The Disciple, la recensione del film indiano
The Disciple, film indiano in streaming su Netflix, è firmato nella regia e nello script da Chaitanya Tamhane. Il regista l’ha presentato nella selezione del Concorso del Festival di Venezia 2020, dopo essere stato reduce dall’esperienza del lavoro svolto assieme ad Alfonso Cuarón (che l’ha voluto in prima persona al suo fianco e che figura […]


The Disciple, film indiano in streaming su Netflix, è firmato nella regia e nello script da Chaitanya Tamhane. Il regista l’ha presentato nella selezione del Concorso del Festival di Venezia 2020, dopo essere stato reduce dall’esperienza del lavoro svolto assieme ad Alfonso Cuarón (che l’ha voluto in prima persona al suo fianco e che figura tra i produttori di quest’opera) sul set di Roma.

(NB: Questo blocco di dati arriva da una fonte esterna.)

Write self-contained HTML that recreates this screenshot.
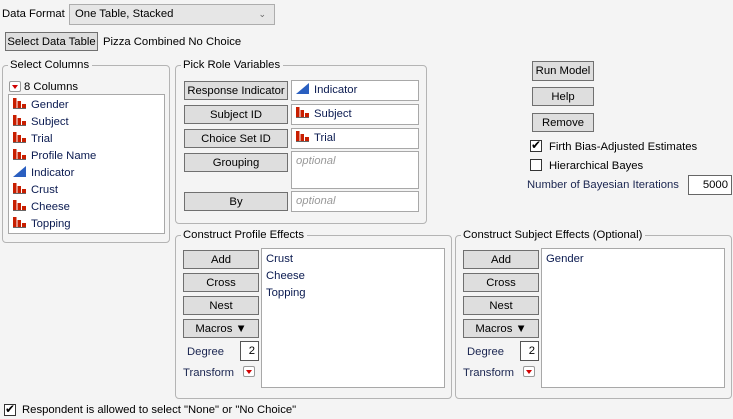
<!DOCTYPE html>
<html><head><style>
body{margin:0;width:733px;height:419px;background:#f4f4f4;font-family:"Liberation Sans",sans-serif;font-size:11.3px;color:#000;position:relative;overflow:hidden}
.a{position:absolute;white-space:nowrap;margin-top:1px}
.btn{position:absolute;background:#dedede;border:1px solid #707070;box-sizing:border-box;text-align:center;line-height:18px;font-size:11.3px;white-space:nowrap;overflow:hidden}
.grp{position:absolute;border:1px solid #b4b4b4;border-radius:4px;box-sizing:border-box}
.gl{position:absolute;top:-8px;left:5px;background:#f4f4f4;padding:0 3px 0 2px;line-height:14px;white-space:nowrap}
.box{position:absolute;background:#fff;border:1px solid #a8a8a8;box-sizing:border-box}
.it{position:absolute;left:4px;line-height:17px;color:#0a1a50;white-space:nowrap}
.nom{display:inline-block;width:13px;height:11px;vertical-align:-1px;margin-right:5px}
.opt{color:#999;font-style:italic;position:absolute;left:4px;top:3px}
.cb{position:absolute;width:12px;height:12px;border:1px solid #333;background:#fff;box-sizing:border-box}
.lbl{color:#1a2550}
.tri{position:absolute;width:12px;height:11px;border:1px solid #999;background:#fff;box-sizing:border-box;border-radius:2px}
.tri:after{content:"";position:absolute;left:2px;top:3px;border-left:3px solid transparent;border-right:3px solid transparent;border-top:4px solid #d00000}
</style></head><body>
<svg width="0" height="0" style="position:absolute"><defs>
<symbol id="n" viewBox="0 0 13 11"><rect x="0" y="0" width="3.5" height="11" fill="#c81e00"/><rect x="4.5" y="3" width="3.5" height="8" fill="#c81e00"/><rect x="9" y="6" width="4" height="5" fill="#c81e00"/><rect x="0" y="10" width="13" height="1" fill="#666"/></symbol>
<symbol id="c" viewBox="0 0 13 11"><polygon points="0,11 13,0 13,11" fill="#2a5fc0"/></symbol>
</defs></svg>

<div class="a" style="left:2px;top:7px">Data Format</div>
<div class="a" style="left:69px;top:3px;width:206px;height:21px;background:#e6e6e6;border:1px solid #adadad;box-sizing:border-box;padding-left:5px;line-height:19px">One Table, Stacked<span style="position:absolute;right:8px;top:0;font-size:9px;color:#666">&#8964;</span></div>
<div class="btn" style="left:5px;top:32px;width:93px;height:19px">Select Data Table</div>
<div class="a" style="left:103px;top:35px">Pizza Combined No Choice</div>

<div class="grp" style="left:2px;top:65px;width:168px;height:178px"><div class="gl">Select Columns</div></div>
<div class="tri" style="left:9px;top:81px"></div>
<div class="a" style="left:24px;top:80px">8 Columns</div>
<div class="box" style="left:8px;top:94px;width:157px;height:140px">
<div class="it" style="top:2px"><svg class="nom"><use href="#n"/></svg>Gender</div>
<div class="it" style="top:19px"><svg class="nom"><use href="#n"/></svg>Subject</div>
<div class="it" style="top:36px"><svg class="nom"><use href="#n"/></svg>Trial</div>
<div class="it" style="top:53px"><svg class="nom"><use href="#n"/></svg>Profile Name</div>
<div class="it" style="top:70px"><svg class="nom"><use href="#c"/></svg>Indicator</div>
<div class="it" style="top:87px"><svg class="nom"><use href="#n"/></svg>Crust</div>
<div class="it" style="top:104px"><svg class="nom"><use href="#n"/></svg>Cheese</div>
<div class="it" style="top:121px"><svg class="nom"><use href="#n"/></svg>Topping</div>
</div>

<div class="grp" style="left:175px;top:65px;width:252px;height:159px"><div class="gl">Pick Role Variables</div></div>
<div class="btn" style="left:184px;top:81px;width:104px;height:19px">Response Indicator</div>
<div class="btn" style="left:184px;top:105px;width:104px;height:19px">Subject ID</div>
<div class="btn" style="left:184px;top:129px;width:104px;height:19px">Choice Set ID</div>
<div class="btn" style="left:184px;top:153px;width:104px;height:19px">Grouping</div>
<div class="btn" style="left:184px;top:192px;width:104px;height:19px">By</div>
<div class="box" style="left:291px;top:80px;width:128px;height:21px"><div class="it" style="top:1px"><svg class="nom"><use href="#c"/></svg>Indicator</div></div>
<div class="box" style="left:291px;top:104px;width:128px;height:21px"><div class="it" style="top:1px"><svg class="nom"><use href="#n"/></svg>Subject</div></div>
<div class="box" style="left:291px;top:128px;width:128px;height:21px"><div class="it" style="top:1px"><svg class="nom"><use href="#n"/></svg>Trial</div></div>
<div class="box" style="left:291px;top:151px;width:128px;height:38px"><div class="opt">optional</div></div>
<div class="box" style="left:291px;top:191px;width:128px;height:21px"><div class="opt">optional</div></div>

<div class="btn" style="left:532px;top:61px;width:62px;height:20px;line-height:18px">Run Model</div>
<div class="btn" style="left:532px;top:87px;width:62px;height:19px">Help</div>
<div class="btn" style="left:532px;top:113px;width:62px;height:19px">Remove</div>
<div class="cb" style="left:530px;top:140px"><span style="position:absolute;left:0;top:-3px;font-size:12px">&#10004;</span></div>
<div class="a" style="left:549px;top:140px">Firth Bias-Adjusted Estimates</div>
<div class="cb" style="left:530px;top:159px"></div>
<div class="a" style="left:549px;top:159px">Hierarchical Bayes</div>
<div class="a lbl" style="left:527px;top:178px">Number of Bayesian Iterations</div>
<div class="box" style="left:688px;top:175px;width:44px;height:20px;border-color:#666;text-align:right;padding-right:3px;line-height:18px">5000</div>

<div class="grp" style="left:175px;top:235px;width:277px;height:164px"><div class="gl">Construct Profile Effects</div></div>
<div class="btn" style="left:183px;top:250px;width:76px;height:19px">Add</div>
<div class="btn" style="left:183px;top:273px;width:76px;height:19px">Cross</div>
<div class="btn" style="left:183px;top:296px;width:76px;height:19px">Nest</div>
<div class="btn" style="left:183px;top:319px;width:76px;height:19px">Macros &#9660;</div>
<div class="a lbl" style="left:187px;top:345px">Degree</div>
<div class="box" style="left:240px;top:341px;width:19px;height:20px;border-color:#555;text-align:right;padding-right:3px;line-height:18px">2</div>
<div class="a lbl" style="left:183px;top:366px">Transform</div>
<div class="tri" style="left:243px;top:366px"></div>
<div class="box" style="left:261px;top:248px;width:184px;height:140px">
<div class="it" style="top:2px;left:4px">Crust</div>
<div class="it" style="top:19px;left:4px">Cheese</div>
<div class="it" style="top:36px;left:4px">Topping</div>
</div>

<div class="grp" style="left:455px;top:235px;width:277px;height:164px"><div class="gl">Construct Subject Effects (Optional)</div></div>
<div class="btn" style="left:463px;top:250px;width:76px;height:19px">Add</div>
<div class="btn" style="left:463px;top:273px;width:76px;height:19px">Cross</div>
<div class="btn" style="left:463px;top:296px;width:76px;height:19px">Nest</div>
<div class="btn" style="left:463px;top:319px;width:76px;height:19px">Macros &#9660;</div>
<div class="a lbl" style="left:467px;top:345px">Degree</div>
<div class="box" style="left:520px;top:341px;width:19px;height:20px;border-color:#555;text-align:right;padding-right:3px;line-height:18px">2</div>
<div class="a lbl" style="left:463px;top:366px">Transform</div>
<div class="tri" style="left:523px;top:366px"></div>
<div class="box" style="left:541px;top:248px;width:184px;height:140px">
<div class="it" style="top:2px;left:4px">Gender</div>
</div>

<div class="cb" style="left:4px;top:404px"><span style="position:absolute;left:0;top:-3px;font-size:12px">&#10004;</span></div>
<div class="a" style="left:22px;top:403px">Respondent is allowed to select "None" or "No Choice"</div>
</body></html>
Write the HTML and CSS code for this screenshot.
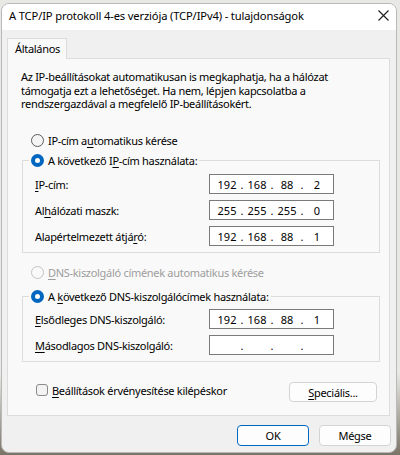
FILE: index.html
```html
<!DOCTYPE html>
<html lang="hu">
<head>
<meta charset="utf-8">
<title>TCP/IPv4</title>
<link rel="stylesheet" href="styles.css">
</head>
<body>
<div class="window">
  <div class="titlebar">
    <span class="title">A TCP/IP protokoll 4-es verziója (TCP/IPv4) - tulajdonságok</span>
    <svg class="close" width="11" height="11" viewBox="0 0 11 11"><path d="M0.5 0.5 L10.5 10.5 M10.5 0.5 L0.5 10.5" stroke="#1b1b1b" stroke-width="1.1" fill="none"/></svg>
  </div>
  <div class="client">
    <div class="tabs"><div class="tab">Általános</div></div>
    <div class="panel">
      <p class="desc">Az IP-beállításokat automatikusan is megkaphatja, ha a hálózat<br>támogatja ezt a lehetőséget. Ha nem, lépjen kapcsolatba a<br>rendszergazdával a megfelelő IP-beállításokért.</p>

      <div class="radio-row first"><span class="radio"></span><span>IP-cím a<u>u</u>tomatikus kérése</span></div>

      <fieldset class="group">
        <legend><span class="radio-row"><span class="radio checked"></span><span>A következő I<u>P</u>-cím használata:</span></span></legend>
        <div class="field"><span class="label"><u>I</u>P-cím:</span><div class="ip"><span>192</span><i>.</i><span>168</span><i>.</i><span>88</span><i>.</i><span>2</span></div></div>
        <div class="field"><span class="label">Al<u>h</u>álózati maszk:</span><div class="ip"><span>255</span><i>.</i><span>255</span><i>.</i><span>255</span><i>.</i><span>0</span></div></div>
        <div class="field"><span class="label">Alapértelmezett átjá<u>r</u>ó:</span><div class="ip"><span>192</span><i>.</i><span>168</span><i>.</i><span>88</span><i>.</i><span>1</span></div></div>
      </fieldset>

      <div class="radio-row disabled"><span class="radio"></span><span><u>D</u>NS-kiszolgáló címének automatikus kérése</span></div>

      <fieldset class="group dns">
        <legend><span class="radio-row"><span class="radio checked"></span><span>A <u>k</u>övetkező DNS-kiszolgálócímek használata:</span></span></legend>
        <div class="field"><span class="label"><u>E</u>lsődleges DNS-kiszolgáló:</span><div class="ip"><span>192</span><i>.</i><span>168</span><i>.</i><span>88</span><i>.</i><span>1</span></div></div>
        <div class="field"><span class="label"><u>M</u>ásodlagos DNS-kiszolgáló:</span><div class="ip"><span></span><i>.</i><span></span><i>.</i><span></span><i>.</i><span></span></div></div>
      </fieldset>

      <div class="options">
        <label class="check-row"><span class="checkbox"></span><span><u>B</u>eállítások érvényesítése kilépéskor</span></label>
        <button class="btn special"><u>S</u>peciális...</button>
      </div>
    </div>
  </div>
  <div class="footer">
    <button class="btn default">OK</button>
    <button class="btn">Mégse</button>
  </div>
</div>
</body>
</html>
```

FILE: styles.css
```css
* { box-sizing: border-box; }
html, body { margin: 0; height: 100%; }
body {
  background: linear-gradient(#e8e8e4 0, #e8e8e4 82%, #7a7466 100%);
  font-family: "Noto Sans", "Open Sans", sans-serif;
  font-size: 11px;
  letter-spacing: -0.3px;
  color: #000;
  overflow: hidden;
}
u { text-decoration: underline; text-underline-offset: 2px; }

.window {
  margin: 3px 0 0 1px;
  width: 396px;
  height: 450px;
  background: #f0f0f0;
  border: 1px solid #b9b9b9;
  border-radius: 8px;
  overflow: hidden;
  display: flex;
  flex-direction: column;
}

.titlebar {
  height: 26px;
  flex: none;
  background: #fff;
  display: flex;
  align-items: center;
  justify-content: space-between;
  padding: 0 7px 3px 7px;
}
.title { white-space: nowrap; font-size: 11.2px; letter-spacing: -0.15px; }
.close { display: block; }

.client {
  flex: 1;
  display: flex;
  flex-direction: column;
  padding: 8px 6px 0 5px;
}
.tabs { display: flex; flex: none; }
.tab {
  width: 60px;
  height: 21px;
  padding-left: 7px;
  line-height: 19px;
  background: #f9f9f9;
  border: 1px solid #dcdcdc;
  border-bottom: none;
  margin-bottom: -1px;
  position: relative;
  z-index: 1;
}
.panel {
  flex: 1;
  background: #f9f9f9;
  border: 1px solid #dcdcdc;
  padding: 11px 10px 0 13px;
}
.desc {
  margin: 0;
  line-height: 13.67px;
  white-space: nowrap;
}

.radio-row {
  display: flex;
  align-items: center;
  gap: 4px;
  height: 16px;
  white-space: nowrap;
}
.radio-row.first { margin: 21px 0 0 10px; }
.radio-row.disabled { margin: 11px 0 0 10px; color: #9d9d9d; }
.radio {
  width: 13px;
  height: 13px;
  border-radius: 50%;
  border: 1px solid #5d5d5d;
  background: #f4f4f4;
  flex: none;
}
.radio-row.disabled .radio { border-color: #c3c3c3; background: #f9f9f9; }
.radio.checked {
  border: 4px solid #0067c0;
  background: #fff;
}

.group {
  margin: 4px 0 0 1px;
  width: 358px;
  border: 1px solid #dcdcdc;
  padding: 6px 0 6px 12px;
}
.group.dns { margin-top: 8px; padding-top: 5px; }
.group legend {
  padding: 0 2px;
  margin-left: -6px;
}
.field {
  display: flex;
  align-items: center;
  height: 20px;
  margin-bottom: 6px;
}
.field:last-child { margin-bottom: 0; }
.label { width: 174px; flex: none; white-space: nowrap; }
.ip {
  display: flex;
  align-items: center;
  width: 125px;
  height: 20px;
  background: #fff;
  border: 1px solid #7a7a7a;
  padding-left: 6px;
  letter-spacing: 0;
}
.ip span { width: 22px; text-align: center; }
.ip i { font-style: normal; width: 8px; text-align: center; }

.options {
  display: flex;
  align-items: flex-start;
  justify-content: space-between;
  margin: 20px 2px 0 15px;
}
.check-row {
  display: flex;
  align-items: center;
  gap: 4px;
  height: 16px;
  margin-top: 0;
  white-space: nowrap;
}
.checkbox {
  width: 12px;
  height: 12px;
  border: 1px solid #8a8a8a;
  border-radius: 3px;
  background: #f3f3f3;
  flex: none;
}
.btn {
  font: inherit;
  letter-spacing: inherit;
  color: #000;
  height: 21px;
  background: #fdfdfd;
  border: 1px solid #d3d3d3;
  border-radius: 4px;
  padding: 0;
}
.special { width: 88px; height: 20px; }

.footer {
  flex: none;
  display: flex;
  justify-content: flex-end;
  gap: 10px;
  padding: 9px 5px 6px 0;
}
.footer .btn { width: 72px; }
.btn.default { border-color: #0067c0; }
```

Recensione di The Disciple
Tamhane, alla sua seconda regia dopo il Court del 2014, vincitore tra l’altro del premio al Miglior Film proprio a Venezia nella sezione Orizzonti, The Disciple si configura come un’opera più complessa e stratificata rispetto alla precedente. Un film il cui racconto viene emanato poco alla volta tramite traiettorie concentriche che immergono in un viaggio all’interno della musica tradizionale indiana. Un percorso all’insegna dell’ipnotica melodia dei rāqa, le composizioni musicali che assolvono il compito di un mantra declinato nelle mille sfumature alle quali si può accedere solo tramite pratica e concentrazione dai caratteri quasi ascetici.
Quantomeno questo è il voto che fa Sharad (Aditya Modak), che consacra se stesso al continuo apprendimento della forma, dei modelli, della giusta intonazione di una musica classica indiana alla quale è iniziato sin dalla gioventù dal padre. Quest’ultimo cantante di mediocre valore che eppure ritorna lungo tutto il corso del film come una sorta di guida dalla quale tenersi a debita distanza, ma non perdendola mai realmente di vista.
Un po’ come fa lo stesso Tamhane, che si avvicina lentamente e sempre con delicatezza (non priva di spiccata ironia in alcuni frangenti) all’oggetto musicale tramite il malinconico accostamento a Sharad. Spazia all’interno degli ambienti che dimostrano di presentare anche in questa occasione lucidità nella costruzione di una messa in scena che fa metà del lavoro nel sostentare la struttura della composizione filmica.
Opinioni su The Disciple
Un aspetto tra i più interessanti di The Disciple è lo sguardo che riserva al ruolo della tecnologia, che nel racconto che spazia avanti e indietro per un lasso di tempo di circa vent’anni ne mostra e ne sfrutta le varie evoluzioni. Così facendo crea un dialogo dove il medium tecnologico si presta ad un’azione di riconfigurazione della colonna portante del film, la musica, filtrata e rimaneggiata attraverso un’opera quasi archivistico-archeologica di trasposizione di formati e supporti riproducibili.
È quasi un cortocircuito impossibile da mettere in fase quello in cui Tamhane costringe il suo Sharad, destinato da una parte alla sacra missione dello studio di una dimensione sinfonica antica e poco documentata, dall’altra teso a una rincorsa al successo (tra i flash dei reality e dei video YouTube) che non rinuncia all’utilizzo di espedienti ai quali solo i nuovi orizzonti dell’informatizzazione possono dare accesso.
Di certo The Disciple è una creatura ostica da assimilare. Si pone a metà di un orizzonte che considera un binomio apparentemente inconciliabile, il cui progressivo inasprimento delle illusioni del protagonista si avverte tutto, seppur con alcune opacità che tendono a dilatare eccessivamente alcuni snodi di una creatura che fa della sua sostanza ritmica materia mutevole e multiforme.